* _PROVIDED DATA_:
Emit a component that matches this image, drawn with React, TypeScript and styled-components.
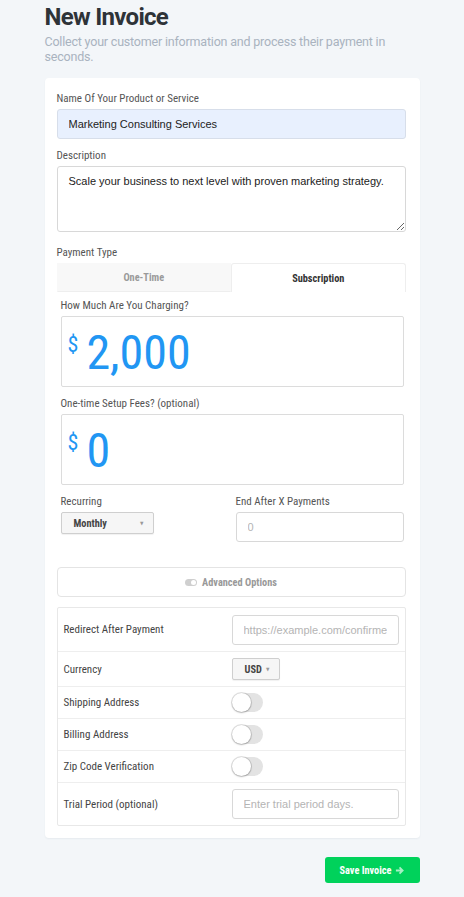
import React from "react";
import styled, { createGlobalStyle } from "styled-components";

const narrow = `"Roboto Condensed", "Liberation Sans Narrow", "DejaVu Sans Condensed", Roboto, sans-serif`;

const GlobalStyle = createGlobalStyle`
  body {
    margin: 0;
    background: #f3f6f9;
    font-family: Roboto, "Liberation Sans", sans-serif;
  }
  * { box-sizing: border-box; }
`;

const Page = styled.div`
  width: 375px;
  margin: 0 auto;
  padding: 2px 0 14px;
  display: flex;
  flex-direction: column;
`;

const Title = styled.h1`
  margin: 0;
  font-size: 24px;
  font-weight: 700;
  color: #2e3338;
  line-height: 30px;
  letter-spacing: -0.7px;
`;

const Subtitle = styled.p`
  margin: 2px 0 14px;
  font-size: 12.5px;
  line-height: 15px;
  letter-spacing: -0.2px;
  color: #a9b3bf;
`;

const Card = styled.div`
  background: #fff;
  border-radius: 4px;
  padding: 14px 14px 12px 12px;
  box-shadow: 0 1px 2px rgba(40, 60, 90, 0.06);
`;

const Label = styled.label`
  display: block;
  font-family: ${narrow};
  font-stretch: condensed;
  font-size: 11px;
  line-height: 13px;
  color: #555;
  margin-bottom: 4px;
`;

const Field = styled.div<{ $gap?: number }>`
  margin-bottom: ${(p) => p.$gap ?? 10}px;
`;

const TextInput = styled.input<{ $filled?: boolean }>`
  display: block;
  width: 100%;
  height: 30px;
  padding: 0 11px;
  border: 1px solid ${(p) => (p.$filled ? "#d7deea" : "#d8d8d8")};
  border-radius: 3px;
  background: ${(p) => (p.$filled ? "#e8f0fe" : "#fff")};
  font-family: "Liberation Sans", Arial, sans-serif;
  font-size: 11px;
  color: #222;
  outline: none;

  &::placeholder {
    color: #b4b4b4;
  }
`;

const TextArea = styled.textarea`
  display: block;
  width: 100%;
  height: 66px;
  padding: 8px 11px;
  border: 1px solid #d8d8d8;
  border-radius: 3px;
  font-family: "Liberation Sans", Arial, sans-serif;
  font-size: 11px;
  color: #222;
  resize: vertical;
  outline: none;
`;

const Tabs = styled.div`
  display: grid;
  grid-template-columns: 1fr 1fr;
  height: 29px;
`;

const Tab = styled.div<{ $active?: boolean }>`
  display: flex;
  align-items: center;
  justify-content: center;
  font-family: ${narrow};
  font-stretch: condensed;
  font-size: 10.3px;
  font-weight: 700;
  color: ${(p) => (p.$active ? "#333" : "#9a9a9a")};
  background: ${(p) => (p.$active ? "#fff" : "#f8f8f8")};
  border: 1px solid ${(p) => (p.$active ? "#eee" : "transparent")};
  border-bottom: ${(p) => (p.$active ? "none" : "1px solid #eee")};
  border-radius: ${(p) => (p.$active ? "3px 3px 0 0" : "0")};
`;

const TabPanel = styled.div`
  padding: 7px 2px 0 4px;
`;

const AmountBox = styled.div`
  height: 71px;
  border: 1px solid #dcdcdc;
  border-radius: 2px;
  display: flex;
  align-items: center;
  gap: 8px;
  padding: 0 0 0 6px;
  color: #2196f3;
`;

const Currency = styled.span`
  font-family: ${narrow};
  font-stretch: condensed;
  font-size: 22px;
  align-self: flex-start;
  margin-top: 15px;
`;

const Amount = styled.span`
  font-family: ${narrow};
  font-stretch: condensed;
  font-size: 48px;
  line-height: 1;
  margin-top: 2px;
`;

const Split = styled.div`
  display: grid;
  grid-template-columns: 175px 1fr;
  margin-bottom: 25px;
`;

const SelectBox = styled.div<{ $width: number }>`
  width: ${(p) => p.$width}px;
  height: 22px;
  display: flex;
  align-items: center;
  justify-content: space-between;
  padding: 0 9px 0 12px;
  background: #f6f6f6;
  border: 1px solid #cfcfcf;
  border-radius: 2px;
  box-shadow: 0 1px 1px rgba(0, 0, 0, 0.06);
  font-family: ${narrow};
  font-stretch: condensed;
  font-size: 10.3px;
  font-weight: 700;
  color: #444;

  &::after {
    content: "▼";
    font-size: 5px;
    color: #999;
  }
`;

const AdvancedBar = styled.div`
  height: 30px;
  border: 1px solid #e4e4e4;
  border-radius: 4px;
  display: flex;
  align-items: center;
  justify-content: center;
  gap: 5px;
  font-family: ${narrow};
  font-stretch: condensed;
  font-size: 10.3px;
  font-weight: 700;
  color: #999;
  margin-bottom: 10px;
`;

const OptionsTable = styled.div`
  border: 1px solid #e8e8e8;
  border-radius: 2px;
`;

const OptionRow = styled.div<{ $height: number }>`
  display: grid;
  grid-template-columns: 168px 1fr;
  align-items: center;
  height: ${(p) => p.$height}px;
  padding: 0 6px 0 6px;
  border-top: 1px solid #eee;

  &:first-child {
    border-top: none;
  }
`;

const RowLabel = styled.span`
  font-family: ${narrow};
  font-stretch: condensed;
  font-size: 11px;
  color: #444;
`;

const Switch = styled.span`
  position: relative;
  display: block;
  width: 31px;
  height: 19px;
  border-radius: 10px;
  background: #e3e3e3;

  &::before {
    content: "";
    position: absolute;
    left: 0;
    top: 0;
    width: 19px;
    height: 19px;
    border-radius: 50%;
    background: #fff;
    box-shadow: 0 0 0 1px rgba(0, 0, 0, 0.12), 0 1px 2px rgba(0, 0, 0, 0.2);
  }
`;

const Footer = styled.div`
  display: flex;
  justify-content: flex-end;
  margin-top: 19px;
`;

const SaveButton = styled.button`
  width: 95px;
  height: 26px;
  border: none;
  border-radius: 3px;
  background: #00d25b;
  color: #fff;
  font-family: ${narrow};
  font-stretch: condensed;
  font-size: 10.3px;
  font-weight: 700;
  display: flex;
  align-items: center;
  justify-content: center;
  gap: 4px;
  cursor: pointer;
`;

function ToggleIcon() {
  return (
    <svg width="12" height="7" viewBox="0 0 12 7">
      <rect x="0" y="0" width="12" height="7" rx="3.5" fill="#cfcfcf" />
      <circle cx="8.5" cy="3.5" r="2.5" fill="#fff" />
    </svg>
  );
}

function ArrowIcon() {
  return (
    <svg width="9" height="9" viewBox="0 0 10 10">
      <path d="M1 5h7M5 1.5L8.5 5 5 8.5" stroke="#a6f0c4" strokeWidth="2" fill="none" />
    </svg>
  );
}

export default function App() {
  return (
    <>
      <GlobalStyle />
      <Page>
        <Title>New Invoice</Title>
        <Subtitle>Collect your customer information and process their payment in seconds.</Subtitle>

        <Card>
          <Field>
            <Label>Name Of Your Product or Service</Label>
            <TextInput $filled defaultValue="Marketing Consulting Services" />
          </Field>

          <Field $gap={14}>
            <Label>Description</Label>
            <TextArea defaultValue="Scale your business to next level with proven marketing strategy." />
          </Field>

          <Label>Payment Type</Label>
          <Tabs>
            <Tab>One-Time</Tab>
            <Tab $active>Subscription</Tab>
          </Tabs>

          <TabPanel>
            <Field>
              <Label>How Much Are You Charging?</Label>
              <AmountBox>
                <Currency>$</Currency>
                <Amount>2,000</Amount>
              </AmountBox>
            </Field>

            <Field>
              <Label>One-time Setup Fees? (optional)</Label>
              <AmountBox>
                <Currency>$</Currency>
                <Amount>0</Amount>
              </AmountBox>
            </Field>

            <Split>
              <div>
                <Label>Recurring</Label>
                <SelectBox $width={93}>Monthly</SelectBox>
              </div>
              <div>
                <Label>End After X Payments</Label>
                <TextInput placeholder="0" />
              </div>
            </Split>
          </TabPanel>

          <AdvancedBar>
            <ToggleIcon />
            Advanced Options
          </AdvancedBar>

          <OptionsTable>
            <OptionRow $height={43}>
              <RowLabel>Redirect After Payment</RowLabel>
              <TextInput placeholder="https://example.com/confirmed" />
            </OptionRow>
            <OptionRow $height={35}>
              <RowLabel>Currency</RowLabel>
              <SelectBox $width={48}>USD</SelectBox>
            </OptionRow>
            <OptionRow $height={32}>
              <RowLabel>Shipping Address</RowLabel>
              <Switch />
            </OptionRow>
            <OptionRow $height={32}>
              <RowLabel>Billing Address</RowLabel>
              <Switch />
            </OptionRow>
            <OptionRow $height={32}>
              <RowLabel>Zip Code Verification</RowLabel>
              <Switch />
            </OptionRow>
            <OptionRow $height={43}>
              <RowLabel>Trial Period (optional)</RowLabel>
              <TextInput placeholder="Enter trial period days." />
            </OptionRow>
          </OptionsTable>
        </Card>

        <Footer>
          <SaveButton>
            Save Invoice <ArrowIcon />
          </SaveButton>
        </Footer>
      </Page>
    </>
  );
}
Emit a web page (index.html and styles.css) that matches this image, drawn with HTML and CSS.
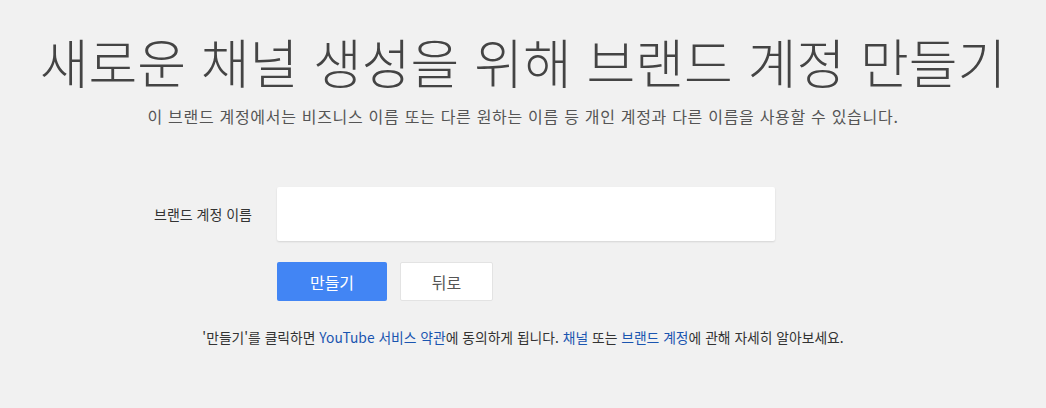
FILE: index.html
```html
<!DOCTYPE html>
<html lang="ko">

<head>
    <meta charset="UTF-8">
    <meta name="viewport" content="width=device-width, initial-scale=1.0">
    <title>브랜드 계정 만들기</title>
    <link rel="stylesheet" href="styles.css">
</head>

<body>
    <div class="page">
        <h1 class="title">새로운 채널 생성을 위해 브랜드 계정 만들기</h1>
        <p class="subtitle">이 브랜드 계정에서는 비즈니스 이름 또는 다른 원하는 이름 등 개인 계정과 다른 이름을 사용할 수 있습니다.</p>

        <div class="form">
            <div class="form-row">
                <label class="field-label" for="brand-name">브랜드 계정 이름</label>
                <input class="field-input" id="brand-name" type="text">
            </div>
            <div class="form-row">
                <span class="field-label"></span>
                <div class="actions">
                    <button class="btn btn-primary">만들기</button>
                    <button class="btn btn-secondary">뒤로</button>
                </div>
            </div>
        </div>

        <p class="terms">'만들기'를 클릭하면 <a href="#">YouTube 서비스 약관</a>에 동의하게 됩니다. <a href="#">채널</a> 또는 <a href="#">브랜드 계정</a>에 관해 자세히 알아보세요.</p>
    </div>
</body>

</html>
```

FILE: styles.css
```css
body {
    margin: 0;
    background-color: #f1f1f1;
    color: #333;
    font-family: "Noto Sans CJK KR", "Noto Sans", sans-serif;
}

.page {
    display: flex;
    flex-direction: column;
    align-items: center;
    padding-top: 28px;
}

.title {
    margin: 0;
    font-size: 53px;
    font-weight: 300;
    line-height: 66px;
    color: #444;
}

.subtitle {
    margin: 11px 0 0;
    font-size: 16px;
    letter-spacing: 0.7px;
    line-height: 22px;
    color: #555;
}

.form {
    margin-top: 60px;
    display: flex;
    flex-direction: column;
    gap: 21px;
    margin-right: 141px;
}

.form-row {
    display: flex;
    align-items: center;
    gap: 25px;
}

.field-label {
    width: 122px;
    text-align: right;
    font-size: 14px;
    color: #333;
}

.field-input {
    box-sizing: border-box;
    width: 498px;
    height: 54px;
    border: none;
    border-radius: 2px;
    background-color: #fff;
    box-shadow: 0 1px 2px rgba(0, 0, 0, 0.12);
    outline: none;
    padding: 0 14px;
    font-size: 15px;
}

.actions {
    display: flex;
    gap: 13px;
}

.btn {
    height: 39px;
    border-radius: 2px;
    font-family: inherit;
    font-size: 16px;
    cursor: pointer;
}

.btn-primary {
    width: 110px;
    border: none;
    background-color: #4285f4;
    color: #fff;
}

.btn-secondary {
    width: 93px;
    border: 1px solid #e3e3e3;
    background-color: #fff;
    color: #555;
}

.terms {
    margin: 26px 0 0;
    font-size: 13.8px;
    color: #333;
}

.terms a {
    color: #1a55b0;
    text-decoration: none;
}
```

* _TASK TO CARRY OUT_: Look through the entries above; copy every line holding the string "drawn".

* _COMPLETE ANSWER_:
Emit a component that matches this image, drawn with React, TypeScript and styled-components.
Emit a web page (index.html and styles.css) that matches this image, drawn with HTML and CSS.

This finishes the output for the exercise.